While the Western world adheres to a beauty ideal that says women can never be too thin, the semi-nomadic Moors of the Sahara desert have for centuries cherished a feminine ideal of extreme fatness. Voluptuous immobility is thought to beautify girls' bodies, hasten the onset of puberty, heighten their sexuality and ripen them for marriage. From the time of the loss of their first milk teeth, girls are directed to eat huge bowls of milk and porridge in one of the world's few examples of active female fattening. Based on fieldwork in an Arab village in Niger, Feeding Desire analyses the meanings of women's fatness as constituted by desire, kinship, concepts of health, Islam, and the crucial social need to manage sexuality. By demonstrating how a particular beauty ideal can only be understood within wider social structures and cultural logics, the book also implicitly provides a new way of thinking about the ideal of slimness in late Western capitalism.

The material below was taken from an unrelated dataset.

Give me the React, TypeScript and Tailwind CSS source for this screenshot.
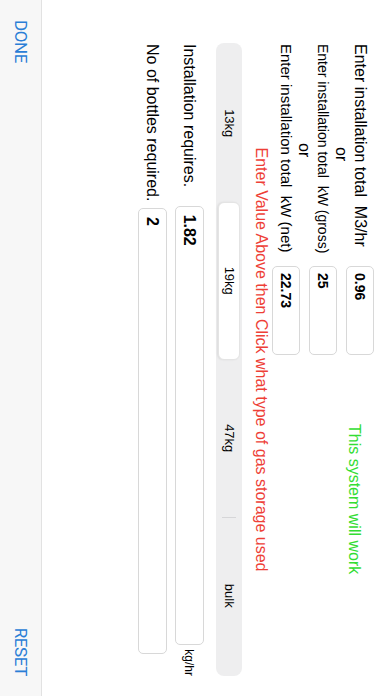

Offering a reminder that an estimated eighty per cent of the world's societies prefer plump women, this gracefully written book is both a fascinating exploration of the nature of bodily ideals and a highly readable ethnography of a Saharan people.

Rebecca Popenoe is Visiting Lecturer in Anthropology at Uppsala University in Sweden. She received her Ph.D. from the University of Chicago and has taught at the University of Virginia and Middlebury College in the U.S. as well as at Stockholm and Linköping Universities in Sweden.